Esses momentos foram-se diluindo ano após ano, sobrevivendo apenas o reconto,
também cada vez mais esfumado.
Os edifícios
assistiram a tudo, ao antes, ao depois e ao durante – desse tempo e de outros
ainda mais antigos. Edifícios feitos de janelas e varandas, assistiram imoveis
e invisíveis ao que se passou na rua, ao bom, ao mau, à agitação das pessoas, e
ao esvaziamento no início da noite. Fizeram parte do despertar e do adormecer
das cidades. As ruas ouviram nomes de pessoas, sentiram as emoções destas, o
seu linguajar e os seus sotaques, o choro ou o riso das crianças, o relinchar
de cavalos e o zurrar dos burros… por vezes foram agredidas pela roda de uma
carroça que rompeu o pavimento ou um cunhal.
E as
gaivotas a sobrevoar as zonas ribeirinhas.
Os edifícios
e o espaço que os envolve assistiram à agressão entre iguais, à privação da
liberdade e aos abusos em relação a esta.
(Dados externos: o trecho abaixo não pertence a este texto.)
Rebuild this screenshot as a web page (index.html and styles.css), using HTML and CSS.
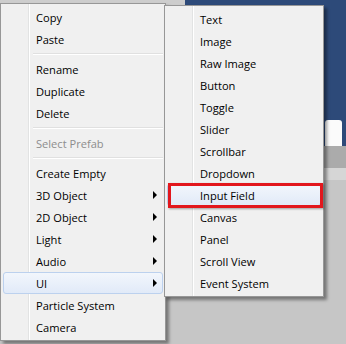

Viveram o engenho das trocas
comerciais, o encontro e desencontro entre apaixonados, a ansiedade do
carteirista, a humildade do pedinte e o ódio do assassino. Registaram o
assobio, o pregão, o tocar do sino, o faducho cantado com cheiro de peixe
frito, o cortejo de carnaval e o cortejo fúnebre, e conhecem o levitar das
almas vibrantes ou adormecidas de cada um. Uns nascem, outros morrem, a roda do
tempo comanda tudo e os sítios permanecem renovando-se em cada dia de sol ou de
chuva, contrariando epidemias, injustiças, martírios, torturas e festas
populares, em cada dia diferentes do anterior, mas sempre grávidos de história
e de memórias.
Umas cidades
são livres, outras prisioneiras, algumas estão dentro das outras, mudando de face
consoante a estação do ano. Umas são grandes metrópoles, outras são pequeninas,
com terraços, telhados, campanários, cúpulas e claraboias que se aproximam do céu,
ora luminoso, ora plúmbeo, ora escuro como breu. Umas crescem pelos novos
caminhos que as ligam às outras suas irmãs, e algumas crescem para o céu,
muitas vezes numa paranoia competitiva de ser melhor e mais importante do que as
suas iguais.
Em cada
época os cidadãos usufruem aquele momento, aquele dia, aquela década, mas só os
curiosos e estudiosos da toponímia (fio condutor ao passado), conseguem
entender esta dimensão do olhar da memória. Há edifícios que são demolidos,
traçados viários que se alteram, os moradores mudam, mas o sítio permanece sagrado
aguardando o futuro, com uma grande carga de vivências.
Quando
regressamos a um sítio onde vivemos, abraça-nos um sentimento de pertença,
feito de diversos segmentos que integram a nossa identidade – uma pequena
memória resgatada do sítio.
Segundo
Italo Calvino em As cidades invisíveis, “…
a cidade não conta o seu passado, ela o contém como as linhas da mão, escrito
nos ângulos das ruas, das grades das janelas, nos corrimãos das escadas, nas
antenas dos pára-raios, dos mastros das bandeiras, cada segmento riscado por
arranhões, serradelas, entalhes, esfoladuras.”